Directors Daniel Geller and Dayna Goldfine (Ballets Russes) have a wealth of material to work with here. Not only did many of the adults who played a role in this story keep a journal of some kind, but the outside world’s occasionally keen interest in the island’s inhabitants left behind plenty of still photographs and silent film footage. It’s skillfully stitched together here in a moody narrative heavily weighted by all-too-foreseen tragedy. Geller and Goldfine further trick out the historical documentary format by having each of the journals read by actors; Cate Blanchett’s tired and frustrated take on Dore’s writing contrasts vividly with Connie Nielsen’s high-pitched rendering of the Baroness’ fevered, manic fantasizing.

Understandably, The Galapagos Affair focuses more on the melodramatic interplay of the Floreana settlers than the surrounding issues.

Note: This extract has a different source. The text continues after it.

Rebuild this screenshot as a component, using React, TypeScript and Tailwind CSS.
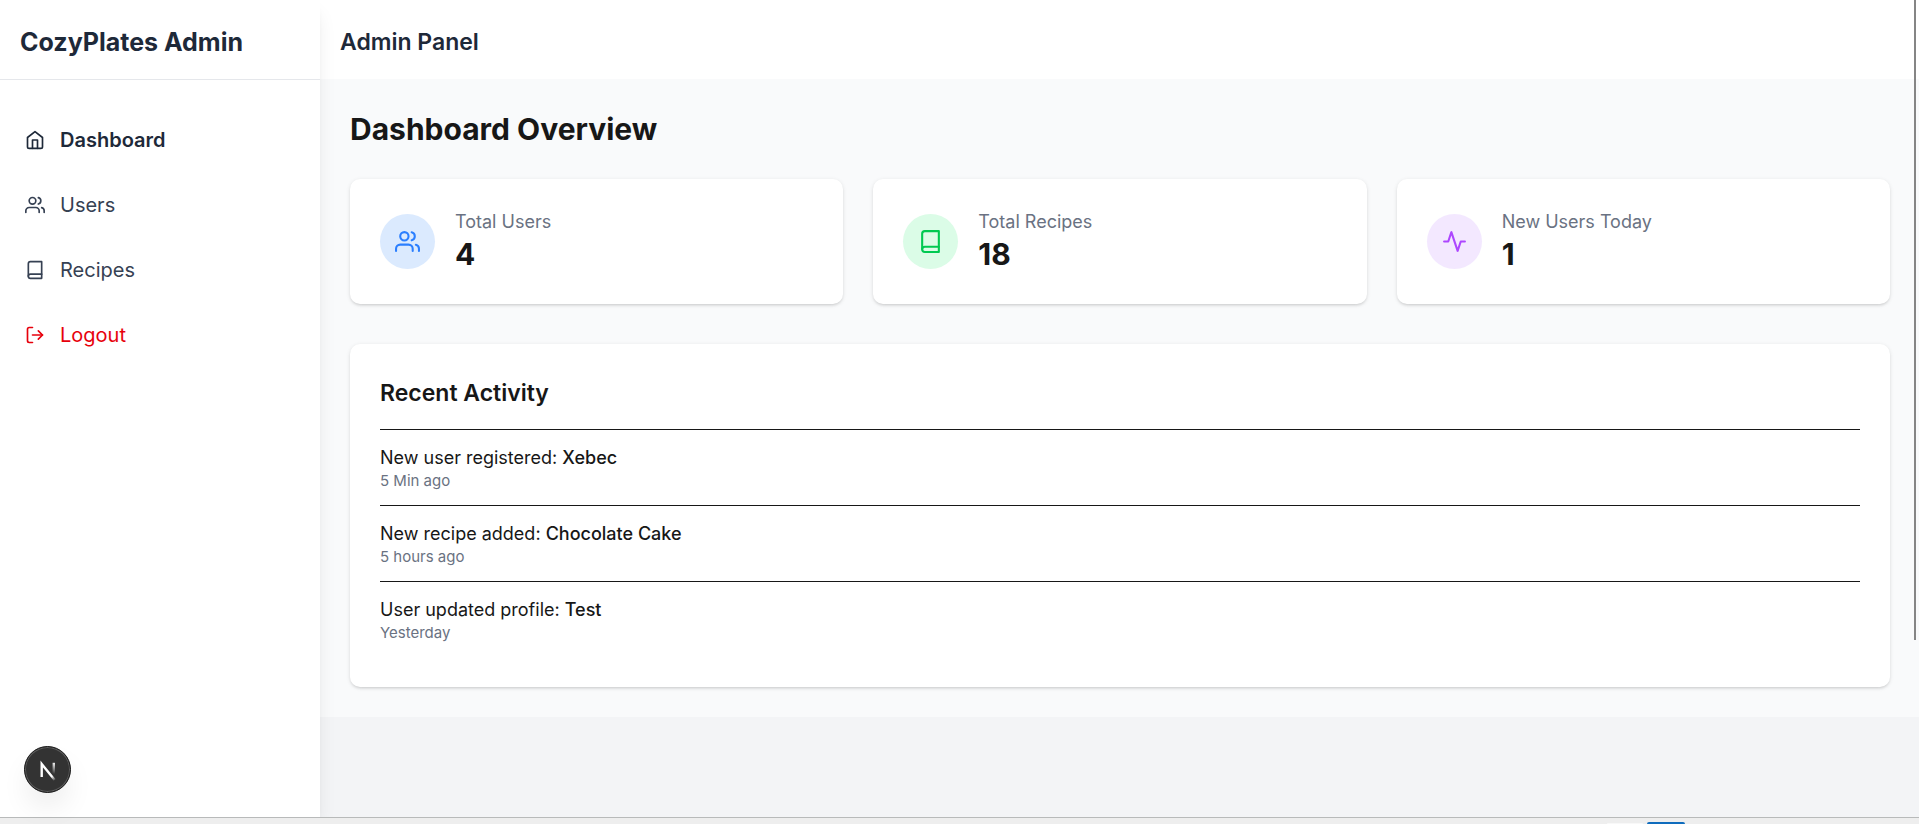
import type { ReactNode } from "react";
import { FiActivity, FiBook, FiHome, FiLogOut, FiUsers } from "react-icons/fi";
import type { IconType } from "react-icons";

type NavItem = { label: string; icon: IconType; tone: string };

const navItems: NavItem[] = [
  { label: "Dashboard", icon: FiHome, tone: "font-semibold text-gray-800" },
  { label: "Users", icon: FiUsers, tone: "text-gray-700" },
  { label: "Recipes", icon: FiBook, tone: "text-gray-700" },
];

type Stat = { label: string; value: number; icon: IconType; tone: string };

const stats: Stat[] = [
  { label: "Total Users", value: 4, icon: FiUsers, tone: "bg-blue-100 text-blue-500" },
  { label: "Total Recipes", value: 18, icon: FiBook, tone: "bg-green-100 text-green-500" },
  { label: "New Users Today", value: 1, icon: FiActivity, tone: "bg-purple-100 text-purple-500" },
];

const activities = [
  { text: "New user registered:", subject: "Xebec", time: "5 Min ago" },
  { text: "New recipe added:", subject: "Chocolate Cake", time: "5 hours ago" },
  { text: "User updated profile:", subject: "Test", time: "Yesterday" },
];

function Card({ children, className = "" }: { children: ReactNode; className?: string }) {
  return (
    <div
      className={`rounded-[10px] bg-white px-[30px] shadow-[0_1px_4px_rgba(0,0,0,0.1),0_2px_3px_-1px_rgba(0,0,0,0.12)] ${className}`}
    >
      {children}
    </div>
  );
}

function Sidebar() {
  const row = "flex w-full items-center gap-[15px] rounded-lg p-[10px] text-[20px] leading-[30px]";
  return (
    <aside className="relative z-10 w-80 shrink-0 bg-white shadow-[0_12px_19px_-4px_rgba(0,0,0,0.1),0_5px_8px_-5px_rgba(0,0,0,0.1)]">
      <div className="flex h-20 items-center border-b border-gray-200 px-5 pt-[6px]">
        <span className="text-[25px] leading-[35px] font-bold text-gray-800">CozyPlates Admin</span>
      </div>
      <nav className="flex flex-col gap-[15px] px-[15px] pt-[35px]">
        {navItems.map(({ label, icon: Icon, tone }) => (
          <a key={label} href="#" className={`${row} ${tone}`}>
            <Icon size={20} />
            {label}
          </a>
        ))}
        <button type="button" className={`${row} text-red-600`}>
          <FiLogOut size={20} />
          Logout
        </button>
      </nav>
    </aside>
  );
}

function DevToolsButton() {
  return (
    <button
      type="button"
      aria-label="Open developer tools"
      className="absolute bottom-[31px] left-6 z-20 flex size-[47px] items-center justify-center rounded-full border border-[#171717] bg-[#333] shadow-[inset_0_0_0_1px_rgba(255,255,255,0.2),0_16px_32px_-8px_rgba(0,0,0,0.14)]"
    >
      <svg width="45" height="45" viewBox="0 0 45 45" fill="none">
        <defs>
          <linearGradient id="diagonal" x1="23" y1="22" x2="31" y2="33" gradientUnits="userSpaceOnUse">
            <stop stopColor="#fff" />
            <stop offset="0.6" stopColor="#fff" />
            <stop offset="1" stopColor="#fff" stopOpacity="0" />
          </linearGradient>
          <linearGradient id="stem" x1="28" y1="15" x2="28" y2="27" gradientUnits="userSpaceOnUse">
            <stop stopColor="#fff" />
            <stop offset="1" stopColor="#fff" stopOpacity="0" />
          </linearGradient>
        </defs>
        <path d="M16.7 30V17L29.7 33" stroke="url(#diagonal)" strokeWidth="2.4" />
        <path d="M28.8 15.8V27" stroke="url(#stem)" strokeWidth="2.4" />
      </svg>
    </button>
  );
}

export default function App() {
  return (
    <div className="relative flex h-screen flex-col overflow-hidden bg-gray-100 font-['Inter',sans-serif] text-[#171717]">
      <div className="flex min-h-0 flex-1 overflow-hidden">
        <Sidebar />
        <div className="min-w-0 flex-1">
          <header className="flex h-[79px] items-center bg-white px-5 pt-[6px]">
            <h1 className="text-[23px] leading-[35px] font-semibold text-gray-800">Admin Panel</h1>
          </header>
          <main className="bg-gray-50 py-[30px] pr-[29px] pl-[30px]">
            <h2 className="mb-[30px] text-[30px] leading-10 font-bold">Dashboard Overview</h2>
            <div className="mb-10 grid grid-cols-3 gap-[30px]">
              {stats.map(({ label, value, icon: Icon, tone }) => (
                <Card key={label} className="flex items-center gap-5 py-[30px]">
                  <div className={`rounded-full p-[15px] ${tone}`}>
                    <Icon size={25} />
                  </div>
                  <div>
                    <p className="text-[18px] leading-[25px] text-gray-500">{label}</p>
                    <p className="text-[30px] leading-10 font-bold">{value}</p>
                  </div>
                </Card>
              ))}
            </div>
            <Card className="pt-8 pb-[30px]">
              <h3 className="mb-[18px] text-[23px] leading-[35px] font-semibold">Recent Activity</h3>
              <ul>
                {activities.map(({ text, subject, time }) => (
                  <li key={text} className="border-t border-[#171717] pt-[15px] pb-[14px]">
                    <p className="text-[18px] leading-[26px]">
                      {text} <span className="font-medium">{subject}</span>
                    </p>
                    <p className="text-[15px] leading-5 text-gray-500">{time}</p>
                  </li>
                ))}
              </ul>
            </Card>
          </main>
        </div>
      </div>
      <div className="flex h-[7px] shrink-0 items-end justify-end gap-1 border-t border-[#b8baba] bg-[#eeeeee] pr-[234px]">
        <span className="h-px w-9 rounded-t-sm bg-[#f8f8f8]" />
        <span className="h-[2px] w-[38px] rounded-t-sm bg-[#0f6cbd]" />
      </div>
      <DevToolsButton />
      <div className="absolute top-0 right-[3px] z-20 h-[640px] w-[2px] bg-[#858585]" />
    </div>
  );
}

Just about nothing is said about the restrictions of bourgeois European life between the wars or the sense of entitlement that led them to the islands in the first place. Asides on what it was like to grow up on the islands and gender roles (many male settlers were of the dreamy variety, leaving the ruder practicalities of remote island living to their women) are mostly consigned to the 14 deleted scenes included on the DVD. This lack of context keeps the film from being able to honestly pursue the big question here—why did everybody think this would be so easy? But the story is riveting nonetheless, in the manner of all stories about what happens to dreamers obsessed with autonomy when paradise doesn’t live up to reality.